PolynomialFeatures()
function in Scikit-learn library, derives a new feature set from the original feature set. That is, a matrix will be generated consisting of all polynomial combinations of the features with degree less than or equal to the specified degree. For example, lets say the original feature set has only one feature, Engine_Size. Now, if we select the degree of the polynomial to be 2, then it generates 3 features, degree=0, degree=1 and degree=2:
msk = np.random.rand(len(df)) < 0.8
train = cdf[msk]
test = cdf[~msk]
from sklearn.preprocessing import PolynomialFeatures
from sklearn import linear_model
train_x = np.asanyarray(train[['Engine_Size']])
train_y = np.asanyarray(train[['CO2_Emissions']])
test_x = np.asanyarray(test[['Engine_Size']])
test_y = np.asanyarray(test[['CO2_Emissions']])
poly = PolynomialFeatures(degree=2)
train_x_poly = poly.fit_transform(train_x)
train_x_poly
fit_transform takes our x values, and outputs a list of our data raised from power of 0 to power of 2 (since we set the degree of our polynomial to 2).
$ \begin{bmatrix} v_1\\ v_2\\ \vdots\\ v_n \end{bmatrix} $ $\longrightarrow$ $ \begin{bmatrix} [ 1 & v_1 & v_1^2]\\ [ 1 & v_2 & v_2^2]\\ \vdots & \vdots & \vdots\\ [ 1 & v_n & v_n^2] \end{bmatrix} $
It looks like feature sets for multiple linear regression analysis, right? Yes. It Does. Indeed, Polynomial regression is a special case of linear regression, with the main idea of how do you select your features. Just consider replacing the $x$ with $x_1$, $x_1^2$ with $x_2$, and so on. Then the degree 2 equation would turn into:
$y = b + \theta_1 x_1 + \theta_2 x_2$
Now, we can deal with it as 'linear regression' problem. Therefore, this polynomial regression is considered to be a special case of traditional multiple linear regression. So, you can use the same mechanism as linear regression to solve such a problems.
So we can use LinearRegression() function to solve it:
clf = linear_model.LinearRegression()
train_y = clf.fit(train_x_poly, train_y)
# the coefficients
print('Coefficients: ', clf.coef_)
print('Intercept: ', clf.intercept_)
plt.scatter(train.Engine_Size, train.CO2_Emissions, color='blue')
XX = np.arange(0.0, 10.0, 0.1)
yy = clf.intercept_[0] + clf.coef_[0][1]*XX + clf.coef_[0][2]*np.power(XX,2)
plt.plot(XX, yy, '-r')
plt.xlabel('Engine size')
plt.ylabel('Emission')
from sklearn.metrics import r2_score
test_x_poly = poly.fit_transform(test_x)
test_y_ = clf.predict(test_x_poly)
print('Mean absolute error: %.2f' % np.mean(np.absolute(test_y_ - test_y)))
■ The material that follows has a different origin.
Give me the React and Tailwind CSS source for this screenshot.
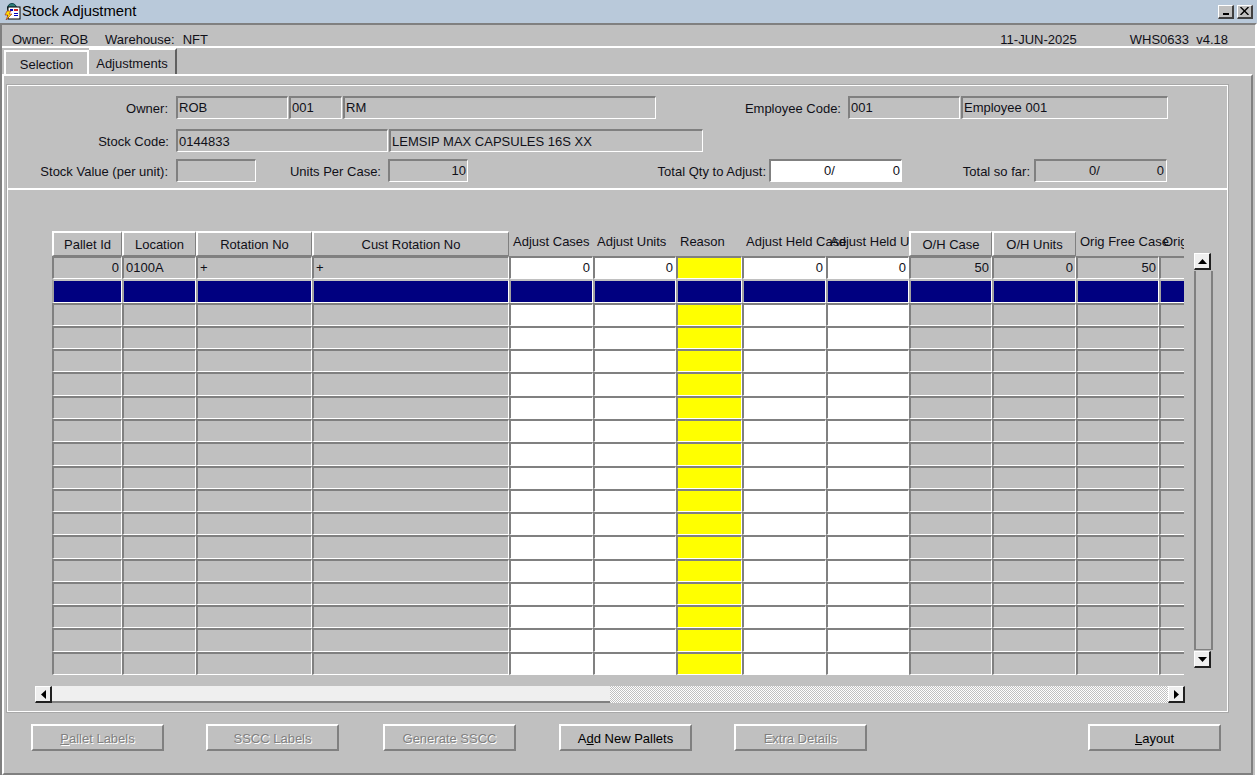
const columns = [
  { w: "Pallet Id", boxed: true },
  { w: "Location", boxed: true },
  { w: "Rotation No", boxed: true },
  { w: "Cust Rotation No", boxed: true },
  { w: "Adjust Cases" },
  { w: "Adjust Units" },
  { w: "Reason" },
  { w: "Adjust Held Case" },
  { w: "Adjust Held U" },
  { w: "O/H Case", boxed: true },
  { w: "O/H Units", boxed: true },
  { w: "Orig Free Case" },
  { w: "Orig" },
];

const firstRow = ["0", "0100A", "+", "+", "0", "0", "", "0", "0", "50", "0", "50", ""];
const rightAligned = [0, 4, 5, 7, 8, 9, 10, 11, 12];
const whiteCols = [4, 5, 7, 8];
const yellowCol = 6;

function TitleButton({ children }) {
  return (
    <div className="w-[16px] h-[14px] bg-[#c0c0c0] border-t border-l border-t-white border-l-white border-r-2 border-b-2 border-r-[#404040] border-b-[#404040] flex items-center justify-center">
      {children}
    </div>
  );
}

function Field({ w, children, right, white, ml }) {
  return (
    <div
      className={`${w} ${ml || ""} h-[23px] shrink-0 border-t-2 border-l-2 border-t-[#808080] border-l-[#808080] border-b border-r border-b-white border-r-white px-[1px] flex items-center whitespace-nowrap ${right ? "justify-end" : ""} ${white ? "bg-white" : ""}`}
    >
      {children}
    </div>
  );
}

function Label({ w, children }) {
  return (
    <div className={`${w} shrink-0 text-right whitespace-nowrap`}>
      <span className="relative top-[1px]">{children}</span>
    </div>
  );
}

function Cell({ col, row }) {
  let bg = "";
  let text = "";
  if (row === 1) bg = "bg-[#000080]";
  else if (col === yellowCol) bg = "bg-[#ffff00]";
  else if (whiteCols.includes(col)) bg = "bg-white";
  if (row === 0) text = firstRow[col];
  return (
    <div
      className={`min-w-0 border-t-2 border-l-2 border-b border-r border-b-white border-r-white flex items-center pl-[2px] pr-[2px] whitespace-nowrap overflow-hidden ${row === 1 ? "border-t-[#c0c0c0] border-l-[#a0a0a0]" : "border-t-[#808080] border-l-[#808080]"} ${rightAligned.includes(col) ? "justify-end" : ""} ${bg}`}
    >
      {text}
    </div>
  );
}

function HeaderCell({ col }) {
  if (col.boxed) {
    return (
      <div className="relative z-10 bg-[#c0c0c0] border-t-2 border-l-2 border-t-white border-l-white border-b border-r border-b-[#808080] border-r-[#808080] flex items-center justify-center whitespace-nowrap pt-[2px]">
        {col.w}
      </div>
    );
  }
  return <div className="pl-[4px] pt-[2px] whitespace-nowrap leading-[17px]">{col.w}</div>;
}

function SmallArrow({ dir }) {
  const pts = {
    up: "0,5 9,5 4.5,0",
    down: "0,0 9,0 4.5,5",
    left: "5,0 5,9 0,4.5",
    right: "0,0 0,9 5,4.5",
  }[dir];
  const vertical = dir === "up" || dir === "down";
  return (
    <svg width={vertical ? 9 : 5} height={vertical ? 5 : 9} viewBox={vertical ? "0 0 9 5" : "0 0 5 9"}>
      <polygon points={pts} fill="#000" />
    </svg>
  );
}

function ScrollButton({ dir, className }) {
  return (
    <div
      className={`w-[17px] h-[17px] shrink-0 bg-[#efefef] border-t border-l border-t-white border-l-white border-r-2 border-b-2 border-r-[#202020] border-b-[#202020] flex items-center justify-center ${className || ""}`}
    >
      <SmallArrow dir={dir} />
    </div>
  );
}

function ActionButton({ children, disabled, ml }) {
  return (
    <div
      className={`w-[133px] h-[27px] shrink-0 ${ml} pt-[2px] border-t-2 border-l-2 border-t-white border-l-white border-b-2 border-r-2 border-b-[#808080] border-r-[#808080] flex items-center justify-center whitespace-nowrap ${disabled ? "text-[#808080] [text-shadow:1px_1px_0_#fff]" : "text-black"}`}
    >
      {children}
    </div>
  );
}

function AppIcon() {
  return (
    <svg width="18" height="18" viewBox="0 0 18 18" className="shrink-0">
      <circle cx="9" cy="5" r="4.5" fill="#2f7f7a" stroke="#12404a" strokeWidth="1" />
      <rect x="5" y="4" width="12" height="12" fill="#fff" stroke="#000" strokeWidth="1" />
      <rect x="7" y="6" width="3" height="2" fill="#0000c0" />
      <rect x="11" y="6" width="4" height="2" fill="#d02020" />
      <rect x="11" y="10" width="4" height="1" fill="#0000c0" />
      <rect x="11" y="12" width="4" height="1" fill="#0000c0" />
      <polygon points="4,8 8,8 6,11 9,11 3,17 5,12 2,12" fill="#ffe000" stroke="#a02020" strokeWidth="0.6" />
    </svg>
  );
}

export default function App() {
  const rows = Array.from({ length: 18 }, (_, i) => i);
  return (
    <div className="w-[1257px] h-[775px] overflow-hidden bg-[#c0c0c0] text-[#101018] text-[13px] flex flex-col font-['Liberation_Sans',Arial,sans-serif]">
      {/* title bar */}
      <div className="h-[23px] shrink-0 bg-[#b9c9da] flex items-center pl-[3px] pr-[4px]">
        <AppIcon />
        <span className="ml-[1px] text-[14.8px] text-black">Stock Adjustment</span>
        <div className="ml-auto flex gap-[3px]">
          <TitleButton>
            <div className="w-[6px] h-[2px] bg-black mt-[6px]" />
          </TitleButton>
          <TitleButton>
            <svg width="9" height="8" viewBox="0 0 9 8">
              <path d="M0.5 0 L8.5 8 M8.5 0 L0.5 8" stroke="#000" strokeWidth="1.4" />
            </svg>
          </TitleButton>
        </div>
      </div>

      {/* window frame */}
      <div className="flex-1 min-h-0 flex flex-col border-t-2 border-t-[#808080] border-l-2 border-l-[#808080] border-r-2 border-r-white">
        {/* owner strip */}
        <div className="h-[23px] shrink-0 flex items-center pl-[10px] pr-[27px] pt-[8px] border-b-2 border-b-white">
          <span>Owner:</span>
          <span className="ml-[6px]">ROB</span>
          <span className="ml-[17px]">Warehouse:</span>
          <span className="ml-[8px]">NFT</span>
          <span className="ml-auto">11-JUN-2025</span>
          <span className="ml-[53px]">WHS0633&nbsp; v4.18</span>
        </div>

        {/* tabs */}
        <div className="h-[26px] shrink-0 flex items-end pl-[2px]">
          <div className="w-[85px] h-[24px] border-t-2 border-l-2 border-r-2 border-t-white border-l-white border-r-white flex items-center justify-center pt-[3px]">
            Selection
          </div>
          <div className="w-[88px] h-[26px] border-t-2 border-t-white border-r-2 border-r-[#606060] flex items-center justify-center pt-[3px]">
            Adjustments
          </div>
        </div>

        {/* tab page */}
        <div className="flex-1 min-h-0 flex flex-col border-t-2 border-t-white border-l-2 border-l-white border-r-2 border-r-[#808080] border-b-2 border-b-[#808080] mr-[2px]">
          {/* content panel */}
          <div className="h-[629px] shrink-0 mt-[8px] ml-[2px] mr-[22px] border border-[#a8a8a8] shadow-[inset_0_0_0_1px_#ffffff] flex flex-col">
            {/* header form */}
            <div className="h-[105px] shrink-0 border-b-2 border-b-white pt-[11px] pl-[3px] flex flex-col">
              <div className="flex items-center">
                <Label w="w-[158px]">Owner:</Label>
                <Field w="w-[112px]" ml="ml-[8px]">ROB</Field>
                <Field w="w-[53px]" ml="ml-[1px]">001</Field>
                <Field w="w-[313px]" ml="ml-[1px]">RM</Field>
                <Label w="w-[185px]">Employee Code:</Label>
                <Field w="w-[112px]" ml="ml-[7px]">001</Field>
                <Field w="w-[207px]" ml="ml-[1px]">Employee 001</Field>
              </div>
              <div className="flex items-center mt-[10px]">
                <Label w="w-[159px]">Stock Code:</Label>
                <Field w="w-[212px]" ml="ml-[7px]"><span className="relative top-[1px]">0144833</span></Field>
                <Field w="w-[314px]" ml="ml-[1px]"><span className="relative top-[1px]">LEMSIP MAX CAPSULES 16S XX</span></Field>
              </div>
              <div className="flex items-center mt-[7px]">
                <Label w="w-[158px]">Stock Value (per unit):</Label>
                <Field w="w-[80px]" ml="ml-[8px]" />
                <Label w="w-[125px]">Units Per Case:</Label>
                <Field w="w-[80px]" ml="ml-[7px]" right>10</Field>
                <Label w="w-[298px]">Total Qty to Adjust:</Label>
                <Field w="w-[133px]" ml="ml-[3px]" white right>
                  <span className="mr-[58px]">0/</span>
                  <span>0</span>
                </Field>
                <Label w="w-[128px]">Total so far:</Label>
                <Field w="w-[133px]" ml="ml-[4px]" right>
                  <span className="mr-[57px]">0/</span>
                  <span className="mr-[1px]">0</span>
                </Field>
              </div>
            </div>

            {/* multi-row block */}
            <div className="flex-1 min-h-0 flex flex-col">
              <div className="flex mt-[41px] ml-[45px]">
                <div className="w-[1132px] h-[444px] overflow-hidden">
                  <div className="w-[1214px] h-[444px] grid grid-cols-[70px_74px_116px_197px_84px_83px_66px_84px_83px_83px_84px_83px_82px] grid-rows-[25px_repeat(18,minmax(0,1fr))]">
                    {columns.map((c) => (
                      <HeaderCell key={c.w} col={c} />
                    ))}
                    {rows.map((r) =>
                      columns.map((c, i) => <Cell key={`${r}-${c.w}`} col={i} row={r} />)
                    )}
                  </div>
                </div>
                {/* vertical scrollbar */}
                <div className="w-[19px] h-[415px] ml-[10px] mt-[22px] flex flex-col">
                  <ScrollButton dir="up" />
                  <div className="flex-1 my-[1px] w-[19px] border-x-2 border-x-[#808080] border-b border-b-[#808080]" />
                  <ScrollButton dir="down" />
                </div>
              </div>

              {/* horizontal scrollbar */}
              <div className="flex h-[17px] w-[1150px] mt-[11px] ml-[28px]">
                <ScrollButton dir="left" />
                <div className="w-[558px] bg-[#efefef] border-b-2 border-b-[#808080]" />
                <div className="flex-1 bg-[repeating-conic-gradient(#ffffff_0_25%,#c0c0c0_0_50%)] bg-[length:2px_2px]" />
                <ScrollButton dir="right" />
              </div>
            </div>
          </div>

          {/* buttons */}
          <div className="flex mt-[11px] ml-[27px]">
            <ActionButton disabled ml="ml-0"><span><u>P</u>allet Labels</span></ActionButton>
            <ActionButton disabled ml="ml-[42px]">SSCC Labels</ActionButton>
            <ActionButton disabled ml="ml-[44px]">Generate SSCC</ActionButton>
            <ActionButton ml="ml-[43px]"><span>A<u>d</u>d New Pallets</span></ActionButton>
            <ActionButton disabled ml="ml-[42px]">Extra Details</ActionButton>
            <ActionButton ml="ml-[221px]"><span><u>L</u>ayout</span></ActionButton>
          </div>
        </div>
      </div>
    </div>
  );
}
print('Residual sum of squares (MSE): %.2f' % np.mean((test_y_ - test_y)**2))
print('R2-score: %.2f' % r2_score(test_y_, test_y))
Let's use a polynomial regression with degree three to try to improve the model.
from sklearn.preprocessing import PolynomialFeatures
from sklearn import linear_model
train_x = np.asanyarray(train[['Engine_Size']])
train_y = np.asanyarray(train[['CO2_Emissions']])
test_x = np.asanyarray(test[['Engine_Size']])
test_y = np.asanyarray(test[['CO2_Emissions']])
poly3 = PolynomialFeatures(degree=3)
train_x_poly3 = poly3.fit_transform(train_x)
clf3 = linear_model.LinearRegression()
train_y3_ = clf3.fit(train_x_poly3, train_y)
# The coefficients
print ('Coefficients: ', clf3.coef_)
print ('Intercept: ',clf3.intercept_)
#plotting
plt.scatter(train.Engine_Size, train.CO2_Emissions, color='blue')
XX = np.arange(0.0, 10.0, 0.1)
yy = clf3.intercept_[0]+ clf3.coef_[0][1]*XX + clf3.coef_[0][2]*np.power(XX, 2) + clf3.coef_[0][3]*np.power(XX, 3)
plt.plot(XX, yy, '-r' )
plt.xlabel("Engine size")
plt.ylabel("Emission")
# evaluation
test_x_poly3 = poly3.fit_transform(test_x)
test_y3_ = clf3.predict(test_x_poly3)
print("Mean absolute error: %.2f" % np.mean(np.absolute(test_y3_ - test_y)))
print("Residual sum of squares (MSE): %.2f" % np.mean((test_y3_ - test_y) ** 2))
print("R2-score: %.2f" % r2_score(test_y3_ , test_y))
The cubic regression model only results in slightly better accuracy.